L’articolo di Ernesto Galli della Loggia del 23 dicembre ha la particolarità di risultare ampiamente condivisibile alla prima lettura, dal momento che denuncia un limite evidente della dialettica politica odierna: la mancanza di verità. Una verità che nessuno dei tanti promotori di novità – da Monti a Renzi, dai 5Stelle alle Sardine – ha davvero il coraggio di praticare, secondo l’editorialista, perché questo comporterebbe il rischio dell’impopolarità in quanto spingerebbe a svelare gli intrecci di interessi, piccoli e grandi privilegi oltre che l’assuefazione a una illegalità diffusa nel complesso della società italiana.
E così finisce per prevalere il “gattopardismo” di sempre, il solo “carattere” inconfondibile dell’Italia di ieri come di oggi: tutti attratti dal “nuovo”, ma solo per allocarsi meglio nella tana protetta dei vantaggi acquisiti nel tempo.
A ben vedere, tuttavia, l’articolo uscito sul «Corriere della Sera» patisce una contraddizione di fondo: con la sua denuncia, soddisfa l’esigenza di dar voce a un giudizio critico, espressione di una disposizione laica e ragionata dell’analisi politica, ma contemporaneamente depotenzia la capacità di individuare le cause che hanno portato a questo stato di cose.
Anni e anni di anti-politica, alimentata proprio anche dalla testata su cui scrive Galli della Loggia, sono stati determinanti per isterilire i pozzi di cultura politica liberale e riformatrice. È fuorviante pensare che sia mancata la verità, visto che non sono certo mancati i soggetti politici – a cominciare da Marco Pannella e da una parte dei radicali – che per tempo hanno fatto di tutto per descriverne i modi e i sistemi per occultarla. Senza andare troppo indietro nel tempo, ricordiamo il documento sulla Peste italiana (seconda edizione 2011), diffuso per le elezioni europee del 2009, che indicava con chiarezza i guasti della democrazia fittizia impostasi nel post-Yalta, con il suo portato di debito pubblico usato per garantire il consenso politico.
Ma Galli della Loggia non omette soltanto di rilevare la sistematica marginalizzazione del mondo laico, liberale, liberatario e radicale, operata in primo luogo da un sistema informativo allineato al gattopardismo delle oligarchie dominanti. Compie un’operazione più preoccupante, laddove nel suo articolo indica una responsabilità della Costituzione nello sfascio dello Stato, per poi auspicare una sua rifondazione che non esiti a dotare lo Stato “di poteri straordinari”.

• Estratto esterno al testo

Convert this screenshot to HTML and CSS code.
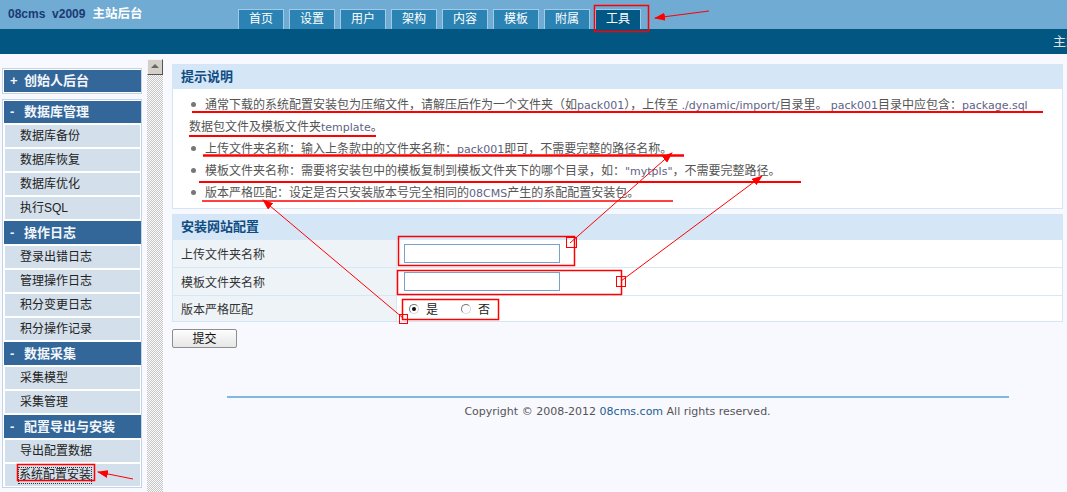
FILE: index.html
```html
<!DOCTYPE html>
<html lang="zh-CN">
<head>
<meta charset="utf-8">
<title>08cms v2009 主站后台</title>
<link rel="stylesheet" href="styles.css">
</head>
<body>
<header class="top">
  <div class="brand"><span class="ver">08cms&nbsp; v2009</span><span class="site">主站后台</span></div>
  <ul class="tabs">
    <li>首页</li>
    <li>设置</li>
    <li>用户</li>
    <li>架构</li>
    <li>内容</li>
    <li>模板</li>
    <li>附属</li>
    <li class="on">工具</li>
  </ul>
</header>
<div class="band"><span>主站首页</span></div>

<div class="wrap">
  <nav class="side">
    <div class="box">
      <div class="hd"><span class="sign">+</span>创始人后台</div>
    </div>
    <div class="box">
      <div class="hd"><span class="sign">-</span>数据库管理</div>
      <a class="it">数据库备份</a>
      <a class="it">数据库恢复</a>
      <a class="it">数据库优化</a>
      <a class="it">执行SQL</a>
      <div class="hd tall"><span class="sign">-</span>操作日志</div>
      <a class="it">登录出错日志</a>
      <a class="it">管理操作日志</a>
      <a class="it">积分变更日志</a>
      <a class="it">积分操作记录</a>
      <div class="hd tall"><span class="sign">-</span>数据采集</div>
      <a class="it">采集模型</a>
      <a class="it">采集管理</a>
      <div class="hd tall"><span class="sign">-</span>配置导出与安装</div>
      <a class="it">导出配置数据</a>
      <a class="it current"><span class="focus">系统配置安装</span></a>
    </div>
  </nav>

  <div class="scroll"><div class="up"></div></div>

  <main class="main">
    <section class="panel">
      <h2 class="ph">提示说明</h2>
      <ul class="tips">
        <li>通常下载的系统配置安装包为压缩文件，请解压后作为一个文件夹（如<span class="en">pack001</span>），上传至 <span class="en">./dynamic/import/</span>目录里。 <span class="en">pack001</span>目录中应包含：<span class="en">package.sql</span>数据包文件及模板文件夹<span class="en">template</span>。</li>
        <li>上传文件夹名称：输入上条款中的文件夹名称：<span class="en">pack001</span>即可，不需要完整的路径名称。</li>
        <li>模板文件夹名称：需要将安装包中的模板复制到模板文件夹下的哪个目录，如：<span class="en">"mytpls"</span>，不需要完整路径。</li>
        <li>版本严格匹配：设定是否只安装版本号完全相同的<span class="en">08CMS</span>产生的系配配置安装包。</li>
      </ul>
    </section>

    <section class="panel cfg">
      <h2 class="ph">安装网站配置</h2>
      <div class="row">
        <div class="lbl">上传文件夹名称</div>
        <div class="val"><span class="field"></span></div>
      </div>
      <div class="row">
        <div class="lbl">模板文件夹名称</div>
        <div class="val"><span class="field"></span></div>
      </div>
      <div class="row short">
        <div class="lbl">版本严格匹配</div>
        <div class="val">
          <span class="radio checked"></span><span class="opt">是</span>
          <span class="radio"></span><span class="opt">否</span>
        </div>
      </div>
    </section>

    <button class="submit" type="button">提交</button>

    <footer class="foot">
      <div class="rule"></div>
      <p>Copyright © 2008-2012 <span class="host">08cms.com</span> All rights reserved.</p>
    </footer>
  </main>
</div>

<svg class="marks" width="1067" height="492" viewBox="0 0 1067 492">
  <defs>
    <marker id="ah" markerWidth="11" markerHeight="8" refX="10" refY="4" orient="auto" markerUnits="userSpaceOnUse">
      <path d="M0,0 L11,4 L0,8 z" fill="#f00"/>
    </marker>
  </defs>
  <g fill="none" stroke="#f00">
    <!-- boxes -->
    <rect x="594.5" y="5.5" width="54" height="26" stroke-width="1.5"/>
    <rect x="17.5" y="464.5" width="77" height="16" stroke-width="1.5"/>
    <rect x="398.5" y="236.5" width="176" height="29" stroke-width="1.5"/>
    <rect x="397.5" y="270.5" width="224" height="24" stroke-width="1.5"/>
    <rect x="402.5" y="299.5" width="96" height="20" stroke-width="1.5"/>
    <rect x="566.5" y="237.5" width="10" height="10"/>
    <rect x="616.5" y="276.5" width="9" height="10"/>
    <rect x="399.5" y="314.5" width="8" height="9"/>
    <!-- underlines -->
    <line x1="192" y1="112" x2="1043" y2="112" stroke-width="2"/>
    <line x1="189" y1="136" x2="376" y2="136" stroke-width="2"/>
    <line x1="203" y1="155.5" x2="684" y2="155.5" stroke-width="2.5"/>
    <line x1="199" y1="182" x2="801" y2="182" stroke-width="2"/>
    <line x1="202" y1="201" x2="673" y2="201" stroke-width="1.5"/>
    <!-- pointers -->
    <line x1="709" y1="11" x2="655" y2="18" marker-end="url(#ah)"/>
    <line x1="133" y1="479" x2="98" y2="472" marker-end="url(#ah)"/>
    <line x1="403" y1="318" x2="263" y2="200" marker-end="url(#ah)"/>
    <line x1="570" y1="243" x2="672" y2="153" marker-end="url(#ah)"/>
    <line x1="621" y1="281" x2="762" y2="176" marker-end="url(#ah)"/>
  </g>
</svg>
</body>
</html>
```
FILE: styles.css
```css
* { box-sizing: border-box; }

html, body {
  margin: 0;
  padding: 0;
}

body {
  position: relative;
  width: 1067px;
  height: 492px;
  overflow: hidden;
  background: #f8f8ff;
  font-family: "Liberation Sans", "Noto Sans CJK SC", sans-serif;
  font-size: 12px;
  color: #333;
}

/* ---------- top bar ---------- */
.top {
  display: flex;
  height: 29px;
  background: #6fabd2;
}

.brand {
  width: 238px;
  padding-left: 8px;
  line-height: 28px;
  font-weight: bold;
  font-size: 12px;
  white-space: nowrap;
}

.brand .ver { color: #1b3a72; }
.brand .site { color: #fff; margin-left: 7px; font-size: 12.5px; }

.tabs {
  display: flex;
  gap: 5px;
  margin: 0;
  padding: 0;
  list-style: none;
  align-self: flex-end;
}

.tabs li {
  width: 46px;
  height: 20px;
  border: 1px solid #9fcbe8;
  border-bottom: 0;
  background: #2b83b3;
  color: #fff;
  text-align: center;
  line-height: 19px;
  font-size: 12px;
}

.tabs li.on {
  background: #035784;
}

.band {
  height: 25px;
  background: #025682;
  color: #e2e2e2;
  font-size: 13px;
  line-height: 25px;
  padding-left: 1053px;
  white-space: nowrap;
  overflow: hidden;
}

/* ---------- body columns ---------- */
.wrap {
  display: flex;
  align-items: flex-start;
  height: 438px;
}

.side {
  width: 140px;
  margin: 14px 0 0 2px;
  flex: none;
}

.box {
  display: flex;
  flex-direction: column;
  gap: 2px;
  padding: 1px 0;
  border: 1px solid #c3d4e4;
  background: #fff;
}

.box + .box { margin-top: 5px; }

.hd {
  height: 22px;
  margin: 0 0 0 1px;
  padding-left: 6px;
  background: #336699;
  color: #f2f6fb;
  font-weight: bold;
  font-size: 13px;
  line-height: 22px;
  white-space: nowrap;
}

.hd.tall {
  height: 23px;
  line-height: 23px;
}

.hd .sign {
  display: inline-block;
  width: 14px;
}

.it {
  display: block;
  height: 22px;
  margin: 0 1px 0 2px;
  padding-left: 15px;
  background: #d3dfea;
  color: #222;
  font-size: 12px;
  line-height: 22px;
}

.it .focus {
  outline: 1px dotted #333;
  outline-offset: 0;
  display: inline-block;
  line-height: 15px;
  margin-top: 4px;
  margin-left: -1px;
}

.scroll {
  flex: none;
  align-self: stretch;
  width: 16px;
  margin: 5px 0 0 5px;
  background: repeating-conic-gradient(#c6c6c6 0 25%, #fafafa 0 50%) 0 0 / 2px 2px;
}

.scroll .up {
  position: relative;
  height: 16px;
  background: #d4d0c8;
  border: 1px solid;
  border-color: #f4f4f4 #555 #555 #f4f4f4;
}

.scroll .up::after {
  content: "";
  position: absolute;
  left: 3px;
  top: 4px;
  border-left: 4px solid transparent;
  border-right: 4px solid transparent;
  border-bottom: 4px solid #666;
}

.main {
  flex: none;
  width: 891px;
  margin: 10px 0 0 9px;
}

/* ---------- panels ---------- */
.panel {
  border: 1px solid #d4e6f6;
  background: #fff;
}

.ph {
  margin: 0;
  height: 24px;
  padding-left: 8px;
  background: #d5e6f6;
  color: #0f4c83;
  font-size: 13px;
  font-weight: bold;
  line-height: 24px;
}

.tips {
  margin: 0;
  padding: 5px 26px 4px 16px;
  list-style: none;
  color: #555;
  font-size: 12px;
  line-height: 22px;
}

.tips li::before {
  content: "";
  display: inline-block;
  width: 5px;
  height: 5px;
  margin: 0 9px 0 2px;
  border-radius: 50%;
  background: #777;
  vertical-align: 2px;
}

.tips .en {
  font-family: "DejaVu Sans", sans-serif;
  font-size: 11px;
  line-height: 1;
  color: #5d6386;
}

.cfg { margin-top: 5px; }

.row {
  display: grid;
  grid-template-columns: 224px 1fr;
  height: 28px;
  border-top: 1px solid #d6e7f6;
}

.row.short { height: 26px; }

.lbl {
  padding-left: 8px;
  background: #eef3f8;
  border-right: 1px solid #d6e7f6;
  color: #333;
  font-size: 12px;
  display: flex;
  align-items: center;
}

.val {
  display: flex;
  align-items: center;
  padding-left: 7px;
}

.field {
  display: block;
  width: 156px;
  height: 19px;
  border: 1px solid #78a2cc;
  background: #fff;
}

.radio {
  position: relative;
  width: 10px;
  height: 10px;
  margin-left: 5px;
  border-radius: 50%;
  border: 1px solid;
  border-color: #777 #d6d6d6 #d6d6d6 #777;
  background: #fff;
}

.radio + .opt { margin-left: 7px; margin-right: 18px; font-size: 12px; color: #222; }

.radio.checked::after {
  content: "";
  position: absolute;
  left: 2px;
  top: 2px;
  width: 4px;
  height: 4px;
  border-radius: 50%;
  background: #111;
}

.submit {
  display: block;
  width: 65px;
  height: 19px;
  margin-top: 7px;
  padding: 0;
  border: 1px solid #8e8e8e;
  border-radius: 2px;
  background: linear-gradient(#fdfdfd, #e6e6e6);
  color: #111;
  font-family: "Liberation Sans", "Noto Sans CJK SC", sans-serif;
  font-size: 12px;
  line-height: 16px;
}

.foot { margin-top: 48px; }

.foot .rule {
  width: 782px;
  height: 2px;
  margin: 0 auto;
  background: #80b9db;
}

.foot p {
  margin: 7px 0 0;
  text-align: center;
  font-family: "DejaVu Sans", sans-serif;
  font-size: 11px;
  color: #555;
}

.foot .host { color: #1d5f8c; }

/* ---------- red markup layer ---------- */
.marks {
  position: absolute;
  left: 0;
  top: 0;
  pointer-events: none;
}
```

Ci sembra una scorciatoia che non tiene conto di alcuni fattori. In primo luogo, sino a qualche decennio fa lo Stato e i suoi apparati non erano tutto sommato così malridotti e di certo la Costituzione era sempre la stessa. Quello che è avvenuto davvero è stato piuttosto un “discostamento” dalla lettera costituzionale di apparati fondamentali, a cominciare dall’ordine giudiziario.
Paradossalmente, ciò di cui si avverte il bisogno è piuttosto il ripristino del dettato costituzionale anziché il suo eventuale “superamento” e ciò vale anche per i vertici della Repubblica, dal momento che gli ultimi inquilini del Quirinale hanno operato - a volte costretti - ben più che degli strappi al tessuto del nostro ordinamento.
Inoltre, la stessa evocazione della necessità di misure eccezionali richiama una tentazione ricorrente nel dibattito pubblico: dai piani di rinascita democratica al governo degli onesti, è lunga la teoria delle suggestioni di quanti dimostrano per lo più allergia alla democrazia liberale e partecipata. Che è invece il solo vero antidoto al caos, proprio perché fondata su una coerenza di fondo dell’agire politico che non si lascia influenzare dalle dinamiche contraddittorie di un’impostazione facile a cedere alle derive post-ideologiche.
Soltanto il metodo pragmatico, dello scioglimento paziente dei nodi sociali, seguendo le linee guida dello Stato di diritto, rappresenta un percorso meritevole di essere intrapreso. Sino a quando tanto la politica, quanto gli intellettuali continueranno a farsi irretire da illusioni o – peggio – a sottostare alle pretese egemoniche di quanti si sentono investiti da missioni salvifiche, il gorgo tirerà sempre più a fondo il Paese.